Components of Costs – Risk Premiums
Wherever a retail contract specifies a fixed charge for the term of
the contract, the supplier will seek to hedge the price risk by
making purchases in the wholesale forward market. Some components of
cost cannot be readily procured in any forward market. For example,
ancillary services cannot, usually, be ‘hedged’ by a forward
purchase. Wherever the retail contract price is fixed, but the
retail supplier cannot purchase the component in a forward market,
there is a price risk to the retail supplier. Suppliers will include
these risk premiums in your price. These premiums will be built in
to the fixed component of your price–in to your fixed price if that
is the product you choose, or in to the fixed adder component of
your index with adder.
Components of Costs – Losses
The electric distribution system requires retail suppliers to
purchase a bit more power in the wholesale market than the power
measured at your meter.
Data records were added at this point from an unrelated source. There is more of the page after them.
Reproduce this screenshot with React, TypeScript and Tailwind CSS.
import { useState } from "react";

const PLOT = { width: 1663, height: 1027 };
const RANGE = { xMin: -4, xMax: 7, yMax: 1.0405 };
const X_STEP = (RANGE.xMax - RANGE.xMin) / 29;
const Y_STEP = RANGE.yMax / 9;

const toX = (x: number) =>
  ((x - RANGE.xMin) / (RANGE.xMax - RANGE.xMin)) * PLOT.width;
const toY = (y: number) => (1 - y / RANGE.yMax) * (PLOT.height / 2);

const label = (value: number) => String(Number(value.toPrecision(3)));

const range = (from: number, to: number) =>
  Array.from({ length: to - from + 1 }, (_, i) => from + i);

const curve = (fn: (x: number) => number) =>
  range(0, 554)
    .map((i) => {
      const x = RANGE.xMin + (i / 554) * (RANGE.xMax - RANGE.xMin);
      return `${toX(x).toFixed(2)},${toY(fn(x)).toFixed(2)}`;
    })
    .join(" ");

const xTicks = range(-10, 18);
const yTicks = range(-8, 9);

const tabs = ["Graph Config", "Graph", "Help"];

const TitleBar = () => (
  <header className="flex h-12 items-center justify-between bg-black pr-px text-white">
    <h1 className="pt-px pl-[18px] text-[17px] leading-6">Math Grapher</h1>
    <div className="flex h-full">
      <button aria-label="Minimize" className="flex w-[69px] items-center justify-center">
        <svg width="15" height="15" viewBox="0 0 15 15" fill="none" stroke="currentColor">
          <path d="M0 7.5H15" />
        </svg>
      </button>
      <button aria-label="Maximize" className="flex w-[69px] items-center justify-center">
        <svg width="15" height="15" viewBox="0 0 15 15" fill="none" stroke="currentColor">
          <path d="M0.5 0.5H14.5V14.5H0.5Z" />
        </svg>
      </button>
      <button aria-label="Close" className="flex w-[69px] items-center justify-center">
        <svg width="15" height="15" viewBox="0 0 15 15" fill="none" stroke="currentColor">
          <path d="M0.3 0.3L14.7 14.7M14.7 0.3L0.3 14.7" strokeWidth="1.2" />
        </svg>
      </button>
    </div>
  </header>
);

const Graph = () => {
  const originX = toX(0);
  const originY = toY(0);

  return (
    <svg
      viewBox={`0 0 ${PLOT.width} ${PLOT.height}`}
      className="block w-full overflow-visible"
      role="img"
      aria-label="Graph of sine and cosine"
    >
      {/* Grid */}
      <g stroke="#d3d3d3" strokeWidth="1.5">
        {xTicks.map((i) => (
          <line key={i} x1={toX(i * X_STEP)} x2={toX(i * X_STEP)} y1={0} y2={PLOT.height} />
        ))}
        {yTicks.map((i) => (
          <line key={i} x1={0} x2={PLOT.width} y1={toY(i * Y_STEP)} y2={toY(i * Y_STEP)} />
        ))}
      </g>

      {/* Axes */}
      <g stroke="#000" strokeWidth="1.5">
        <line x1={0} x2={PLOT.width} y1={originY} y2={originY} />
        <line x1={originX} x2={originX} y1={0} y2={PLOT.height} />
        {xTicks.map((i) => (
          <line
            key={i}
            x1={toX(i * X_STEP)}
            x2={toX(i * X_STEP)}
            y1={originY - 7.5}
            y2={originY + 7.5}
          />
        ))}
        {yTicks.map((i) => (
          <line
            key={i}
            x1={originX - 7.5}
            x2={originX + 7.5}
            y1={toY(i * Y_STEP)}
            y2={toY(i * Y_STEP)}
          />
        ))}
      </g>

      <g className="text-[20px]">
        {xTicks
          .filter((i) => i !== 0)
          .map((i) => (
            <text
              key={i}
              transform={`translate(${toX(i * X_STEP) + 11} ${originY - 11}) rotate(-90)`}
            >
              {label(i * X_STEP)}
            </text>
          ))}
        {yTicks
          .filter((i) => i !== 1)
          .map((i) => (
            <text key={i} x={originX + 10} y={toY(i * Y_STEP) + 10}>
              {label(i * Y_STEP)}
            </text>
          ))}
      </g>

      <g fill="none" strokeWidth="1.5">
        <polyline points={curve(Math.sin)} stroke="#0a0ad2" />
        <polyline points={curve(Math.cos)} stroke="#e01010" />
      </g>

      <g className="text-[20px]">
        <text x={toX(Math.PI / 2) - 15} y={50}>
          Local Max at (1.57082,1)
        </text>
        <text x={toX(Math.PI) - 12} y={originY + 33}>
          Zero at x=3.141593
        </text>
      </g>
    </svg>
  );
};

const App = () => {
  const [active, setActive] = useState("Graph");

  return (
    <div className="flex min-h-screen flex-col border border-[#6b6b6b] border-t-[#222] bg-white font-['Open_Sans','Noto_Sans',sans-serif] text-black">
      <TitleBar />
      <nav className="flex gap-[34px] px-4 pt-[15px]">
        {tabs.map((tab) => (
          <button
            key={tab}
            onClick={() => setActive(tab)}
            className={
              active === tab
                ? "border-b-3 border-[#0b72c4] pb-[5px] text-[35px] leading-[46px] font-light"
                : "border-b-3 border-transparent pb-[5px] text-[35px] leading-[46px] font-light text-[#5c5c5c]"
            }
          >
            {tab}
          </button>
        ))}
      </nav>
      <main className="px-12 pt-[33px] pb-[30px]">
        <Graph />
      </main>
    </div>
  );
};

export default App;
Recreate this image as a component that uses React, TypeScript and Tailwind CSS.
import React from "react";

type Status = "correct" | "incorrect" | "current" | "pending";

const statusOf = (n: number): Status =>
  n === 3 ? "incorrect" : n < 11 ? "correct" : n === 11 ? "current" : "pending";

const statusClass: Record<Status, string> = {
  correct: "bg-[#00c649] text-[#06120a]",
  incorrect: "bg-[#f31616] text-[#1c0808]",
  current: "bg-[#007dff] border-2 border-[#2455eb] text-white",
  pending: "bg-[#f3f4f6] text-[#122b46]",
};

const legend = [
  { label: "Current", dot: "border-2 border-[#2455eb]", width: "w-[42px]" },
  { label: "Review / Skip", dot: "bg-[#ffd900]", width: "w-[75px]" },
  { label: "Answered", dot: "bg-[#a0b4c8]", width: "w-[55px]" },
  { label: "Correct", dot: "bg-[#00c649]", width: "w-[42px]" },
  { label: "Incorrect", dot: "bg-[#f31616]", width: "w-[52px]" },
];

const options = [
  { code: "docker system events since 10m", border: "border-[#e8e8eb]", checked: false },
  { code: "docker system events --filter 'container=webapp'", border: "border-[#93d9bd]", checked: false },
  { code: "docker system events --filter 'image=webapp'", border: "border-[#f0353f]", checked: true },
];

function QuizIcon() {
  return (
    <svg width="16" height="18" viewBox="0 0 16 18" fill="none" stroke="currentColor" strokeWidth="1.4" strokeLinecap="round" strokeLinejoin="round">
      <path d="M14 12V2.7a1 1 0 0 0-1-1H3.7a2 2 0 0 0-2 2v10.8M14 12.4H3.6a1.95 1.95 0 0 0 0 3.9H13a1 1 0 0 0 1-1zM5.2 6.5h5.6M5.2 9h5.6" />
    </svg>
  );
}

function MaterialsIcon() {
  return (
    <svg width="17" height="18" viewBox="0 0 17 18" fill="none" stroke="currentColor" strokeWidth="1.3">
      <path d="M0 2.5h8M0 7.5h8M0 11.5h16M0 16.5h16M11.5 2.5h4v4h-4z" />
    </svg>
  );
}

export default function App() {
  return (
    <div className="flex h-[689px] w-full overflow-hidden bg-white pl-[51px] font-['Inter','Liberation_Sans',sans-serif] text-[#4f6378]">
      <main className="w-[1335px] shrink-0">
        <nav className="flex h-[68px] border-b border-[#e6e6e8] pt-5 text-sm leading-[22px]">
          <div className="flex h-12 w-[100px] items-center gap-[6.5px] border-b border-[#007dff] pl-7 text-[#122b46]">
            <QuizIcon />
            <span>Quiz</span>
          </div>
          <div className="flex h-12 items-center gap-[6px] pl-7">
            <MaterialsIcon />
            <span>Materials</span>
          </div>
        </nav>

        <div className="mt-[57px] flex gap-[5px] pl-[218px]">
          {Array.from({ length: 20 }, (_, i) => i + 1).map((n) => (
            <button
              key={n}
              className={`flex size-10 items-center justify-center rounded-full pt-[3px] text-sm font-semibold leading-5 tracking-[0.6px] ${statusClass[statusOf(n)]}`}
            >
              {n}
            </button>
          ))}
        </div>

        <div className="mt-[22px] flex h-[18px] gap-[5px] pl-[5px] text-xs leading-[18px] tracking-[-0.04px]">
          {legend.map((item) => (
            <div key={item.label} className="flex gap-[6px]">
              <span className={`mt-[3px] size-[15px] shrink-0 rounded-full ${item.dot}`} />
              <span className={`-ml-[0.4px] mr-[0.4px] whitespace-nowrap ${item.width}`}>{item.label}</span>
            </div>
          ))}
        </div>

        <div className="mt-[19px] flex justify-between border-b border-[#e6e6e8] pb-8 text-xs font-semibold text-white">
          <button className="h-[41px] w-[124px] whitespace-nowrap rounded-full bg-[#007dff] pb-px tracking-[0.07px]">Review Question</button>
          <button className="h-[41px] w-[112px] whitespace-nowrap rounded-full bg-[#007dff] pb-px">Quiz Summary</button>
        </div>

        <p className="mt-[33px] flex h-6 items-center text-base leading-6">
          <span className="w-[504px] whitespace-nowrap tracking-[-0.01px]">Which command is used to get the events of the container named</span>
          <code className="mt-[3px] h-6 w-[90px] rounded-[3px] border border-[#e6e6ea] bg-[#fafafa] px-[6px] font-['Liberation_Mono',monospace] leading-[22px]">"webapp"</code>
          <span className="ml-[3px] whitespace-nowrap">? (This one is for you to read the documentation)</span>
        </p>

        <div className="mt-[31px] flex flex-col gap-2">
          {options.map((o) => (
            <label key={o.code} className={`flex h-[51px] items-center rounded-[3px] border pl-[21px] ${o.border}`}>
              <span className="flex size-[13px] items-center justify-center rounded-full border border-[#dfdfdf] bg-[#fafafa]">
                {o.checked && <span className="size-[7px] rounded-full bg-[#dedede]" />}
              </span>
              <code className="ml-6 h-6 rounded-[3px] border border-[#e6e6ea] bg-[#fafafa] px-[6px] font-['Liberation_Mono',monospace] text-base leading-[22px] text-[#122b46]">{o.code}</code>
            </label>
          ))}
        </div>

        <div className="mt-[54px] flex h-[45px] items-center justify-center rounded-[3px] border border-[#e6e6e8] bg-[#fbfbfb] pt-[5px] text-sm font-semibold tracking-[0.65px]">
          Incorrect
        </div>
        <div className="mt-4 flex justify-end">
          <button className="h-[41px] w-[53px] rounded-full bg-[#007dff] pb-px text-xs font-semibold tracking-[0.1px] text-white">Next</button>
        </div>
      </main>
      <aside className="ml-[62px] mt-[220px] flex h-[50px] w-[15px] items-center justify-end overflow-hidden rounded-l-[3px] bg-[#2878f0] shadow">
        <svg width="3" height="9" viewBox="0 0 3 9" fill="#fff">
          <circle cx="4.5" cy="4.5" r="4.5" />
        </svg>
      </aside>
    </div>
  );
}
These losses are fairly small (2% to 10%)
but can be quite volatile since they are dependent on hour-to-hour
load and temperature. The retail supplier must estimate and
incorporate the distribution loss factor in to their cost
Components of Costs – Margins
The retail supplier must forecast retail loads, schedule wholesale
purchases with the ISO every hour, purchase forward supply where
appropriate, financially settle with the ISO, and, importantly, post
credit for all transactions. The retail supplier, usually, must
produce bills for, and collect from, retail customers; collections may
be delayed or at risk. The cost for people, systems, and credit to do
all these things, in addition to the additional margin needed to run a
profitable business, is included in the retail margin. Retail margins
are typically from $0.002 to $0.004 per kWh, depending on the size and
complexity of your products and requirements.